§ Data extract
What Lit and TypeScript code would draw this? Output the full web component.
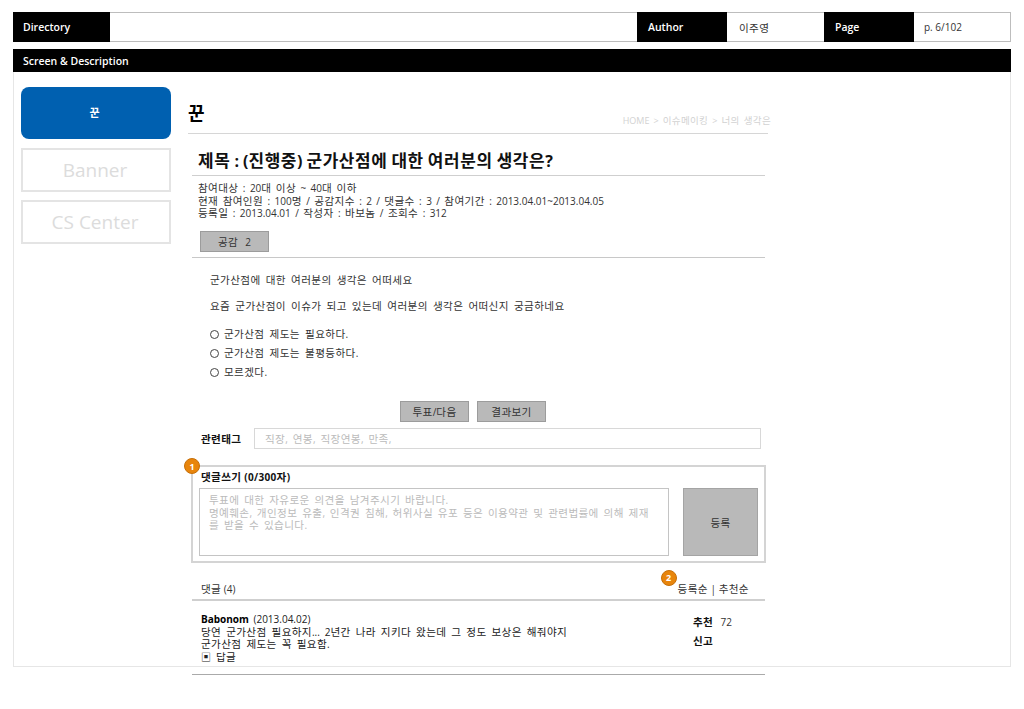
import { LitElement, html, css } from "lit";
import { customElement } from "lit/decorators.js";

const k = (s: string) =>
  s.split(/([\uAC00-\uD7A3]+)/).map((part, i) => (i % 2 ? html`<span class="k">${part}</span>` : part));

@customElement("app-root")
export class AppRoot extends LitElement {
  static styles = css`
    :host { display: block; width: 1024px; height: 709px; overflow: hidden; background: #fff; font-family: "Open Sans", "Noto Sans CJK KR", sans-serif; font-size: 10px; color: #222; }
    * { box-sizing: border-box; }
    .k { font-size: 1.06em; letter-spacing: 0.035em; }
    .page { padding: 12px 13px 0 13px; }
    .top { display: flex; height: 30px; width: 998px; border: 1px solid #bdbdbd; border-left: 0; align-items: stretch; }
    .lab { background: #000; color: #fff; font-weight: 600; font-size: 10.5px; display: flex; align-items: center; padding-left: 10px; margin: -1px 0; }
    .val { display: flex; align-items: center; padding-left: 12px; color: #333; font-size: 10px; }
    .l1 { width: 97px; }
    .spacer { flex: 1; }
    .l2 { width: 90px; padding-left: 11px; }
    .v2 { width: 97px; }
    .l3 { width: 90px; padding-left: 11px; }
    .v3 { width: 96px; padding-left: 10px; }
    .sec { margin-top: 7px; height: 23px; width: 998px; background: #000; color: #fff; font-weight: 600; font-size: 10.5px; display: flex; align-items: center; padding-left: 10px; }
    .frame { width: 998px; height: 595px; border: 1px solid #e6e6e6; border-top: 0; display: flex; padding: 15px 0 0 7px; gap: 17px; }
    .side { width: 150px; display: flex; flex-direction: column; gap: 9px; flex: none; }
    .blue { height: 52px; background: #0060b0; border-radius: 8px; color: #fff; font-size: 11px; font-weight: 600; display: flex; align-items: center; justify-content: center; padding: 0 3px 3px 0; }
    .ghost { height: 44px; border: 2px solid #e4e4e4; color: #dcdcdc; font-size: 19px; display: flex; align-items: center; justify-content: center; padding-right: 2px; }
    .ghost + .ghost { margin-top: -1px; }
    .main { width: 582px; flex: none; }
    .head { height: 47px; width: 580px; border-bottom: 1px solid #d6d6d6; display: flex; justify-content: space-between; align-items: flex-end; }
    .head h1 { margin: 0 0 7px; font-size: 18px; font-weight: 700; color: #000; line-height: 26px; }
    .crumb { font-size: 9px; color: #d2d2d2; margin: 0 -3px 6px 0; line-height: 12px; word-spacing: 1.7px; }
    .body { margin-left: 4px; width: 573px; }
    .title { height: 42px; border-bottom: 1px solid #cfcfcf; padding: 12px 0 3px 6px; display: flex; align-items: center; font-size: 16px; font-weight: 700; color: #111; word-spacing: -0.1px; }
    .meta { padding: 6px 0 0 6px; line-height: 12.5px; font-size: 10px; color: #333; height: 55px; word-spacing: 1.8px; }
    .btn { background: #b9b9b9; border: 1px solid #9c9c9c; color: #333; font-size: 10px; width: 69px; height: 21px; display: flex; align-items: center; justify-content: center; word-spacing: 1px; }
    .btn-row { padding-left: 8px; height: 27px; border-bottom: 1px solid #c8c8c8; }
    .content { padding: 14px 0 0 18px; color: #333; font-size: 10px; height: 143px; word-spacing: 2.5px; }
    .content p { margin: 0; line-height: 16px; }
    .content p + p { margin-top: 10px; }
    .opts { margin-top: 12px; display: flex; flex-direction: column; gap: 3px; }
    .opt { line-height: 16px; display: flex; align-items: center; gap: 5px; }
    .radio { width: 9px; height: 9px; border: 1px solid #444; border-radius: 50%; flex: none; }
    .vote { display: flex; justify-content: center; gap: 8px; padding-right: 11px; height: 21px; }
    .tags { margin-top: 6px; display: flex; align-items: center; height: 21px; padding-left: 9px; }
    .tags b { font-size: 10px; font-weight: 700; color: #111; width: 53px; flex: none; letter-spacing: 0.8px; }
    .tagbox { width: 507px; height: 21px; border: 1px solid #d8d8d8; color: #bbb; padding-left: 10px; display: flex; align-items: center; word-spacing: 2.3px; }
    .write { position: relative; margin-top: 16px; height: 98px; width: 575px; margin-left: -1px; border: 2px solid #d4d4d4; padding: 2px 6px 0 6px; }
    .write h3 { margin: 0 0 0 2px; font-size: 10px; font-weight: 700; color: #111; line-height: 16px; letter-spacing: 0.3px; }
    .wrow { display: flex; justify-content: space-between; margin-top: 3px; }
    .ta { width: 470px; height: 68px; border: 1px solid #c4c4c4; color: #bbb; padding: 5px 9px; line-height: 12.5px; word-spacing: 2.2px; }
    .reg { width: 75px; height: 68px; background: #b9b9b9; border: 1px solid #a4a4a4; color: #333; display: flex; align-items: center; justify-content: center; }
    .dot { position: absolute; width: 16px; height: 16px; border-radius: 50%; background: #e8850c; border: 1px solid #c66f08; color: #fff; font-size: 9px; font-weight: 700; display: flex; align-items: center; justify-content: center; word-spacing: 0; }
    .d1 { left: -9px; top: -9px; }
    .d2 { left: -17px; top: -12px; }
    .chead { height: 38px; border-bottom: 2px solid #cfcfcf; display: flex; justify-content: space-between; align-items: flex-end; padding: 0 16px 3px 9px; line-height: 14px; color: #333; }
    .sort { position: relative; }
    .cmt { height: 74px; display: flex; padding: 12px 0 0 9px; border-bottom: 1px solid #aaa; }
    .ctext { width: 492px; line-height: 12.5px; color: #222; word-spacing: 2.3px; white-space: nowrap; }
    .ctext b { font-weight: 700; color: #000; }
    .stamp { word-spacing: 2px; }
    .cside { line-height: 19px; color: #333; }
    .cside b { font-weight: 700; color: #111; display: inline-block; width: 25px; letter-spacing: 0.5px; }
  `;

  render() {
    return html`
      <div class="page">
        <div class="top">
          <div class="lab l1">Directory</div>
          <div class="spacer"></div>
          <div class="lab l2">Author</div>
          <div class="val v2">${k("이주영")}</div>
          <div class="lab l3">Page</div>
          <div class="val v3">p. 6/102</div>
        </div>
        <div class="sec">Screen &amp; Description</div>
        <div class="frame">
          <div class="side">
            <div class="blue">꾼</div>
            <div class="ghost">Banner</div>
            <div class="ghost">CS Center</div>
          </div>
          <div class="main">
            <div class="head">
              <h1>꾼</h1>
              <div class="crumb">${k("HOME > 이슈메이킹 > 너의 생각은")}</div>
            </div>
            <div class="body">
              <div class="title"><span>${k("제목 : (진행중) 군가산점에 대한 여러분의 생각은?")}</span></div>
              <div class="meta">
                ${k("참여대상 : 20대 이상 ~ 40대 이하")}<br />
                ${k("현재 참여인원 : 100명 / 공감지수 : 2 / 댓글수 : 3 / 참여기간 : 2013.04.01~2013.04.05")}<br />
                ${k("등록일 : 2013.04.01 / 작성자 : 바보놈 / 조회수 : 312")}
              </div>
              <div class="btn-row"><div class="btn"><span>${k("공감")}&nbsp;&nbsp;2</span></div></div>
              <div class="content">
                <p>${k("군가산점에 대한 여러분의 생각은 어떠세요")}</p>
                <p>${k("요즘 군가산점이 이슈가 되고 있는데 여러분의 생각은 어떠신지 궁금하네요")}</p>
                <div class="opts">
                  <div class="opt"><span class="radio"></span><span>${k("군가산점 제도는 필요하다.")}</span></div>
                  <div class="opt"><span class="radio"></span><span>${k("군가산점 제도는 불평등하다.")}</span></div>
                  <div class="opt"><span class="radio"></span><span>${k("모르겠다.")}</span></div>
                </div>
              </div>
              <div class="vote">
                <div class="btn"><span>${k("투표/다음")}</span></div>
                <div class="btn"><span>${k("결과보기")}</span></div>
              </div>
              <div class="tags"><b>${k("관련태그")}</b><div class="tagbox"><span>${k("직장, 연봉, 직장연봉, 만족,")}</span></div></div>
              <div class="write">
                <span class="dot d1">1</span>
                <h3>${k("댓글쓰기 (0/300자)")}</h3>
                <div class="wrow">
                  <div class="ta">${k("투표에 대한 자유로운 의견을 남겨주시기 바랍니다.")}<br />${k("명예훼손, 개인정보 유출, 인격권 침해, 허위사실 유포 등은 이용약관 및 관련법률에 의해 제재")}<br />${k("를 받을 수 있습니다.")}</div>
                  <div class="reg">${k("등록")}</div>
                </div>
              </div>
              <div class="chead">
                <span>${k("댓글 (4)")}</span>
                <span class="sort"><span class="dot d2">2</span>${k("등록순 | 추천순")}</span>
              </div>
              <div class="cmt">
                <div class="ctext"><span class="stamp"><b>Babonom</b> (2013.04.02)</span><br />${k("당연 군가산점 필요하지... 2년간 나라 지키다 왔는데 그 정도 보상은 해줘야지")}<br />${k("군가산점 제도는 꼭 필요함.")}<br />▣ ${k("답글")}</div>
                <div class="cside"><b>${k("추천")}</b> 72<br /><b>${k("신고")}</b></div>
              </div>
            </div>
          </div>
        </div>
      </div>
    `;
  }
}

§ What is expected
Set down again, exactly, the lines of the material above from its first line to the one with "s.split(/([\uAC00-\uD7A3]+)/).map((part, i) =>", inclusive. Leave the pictures out.

§ Reply to the task
What Lit and TypeScript code would draw this? Output the full web component.
import { LitElement, html, css } from "lit";
import { customElement } from "lit/decorators.js";

const k = (s: string) =>
  s.split(/([\uAC00-\uD7A3]+)/).map((part, i) => (i % 2 ? html`<span class="k">${part}</span>` : part));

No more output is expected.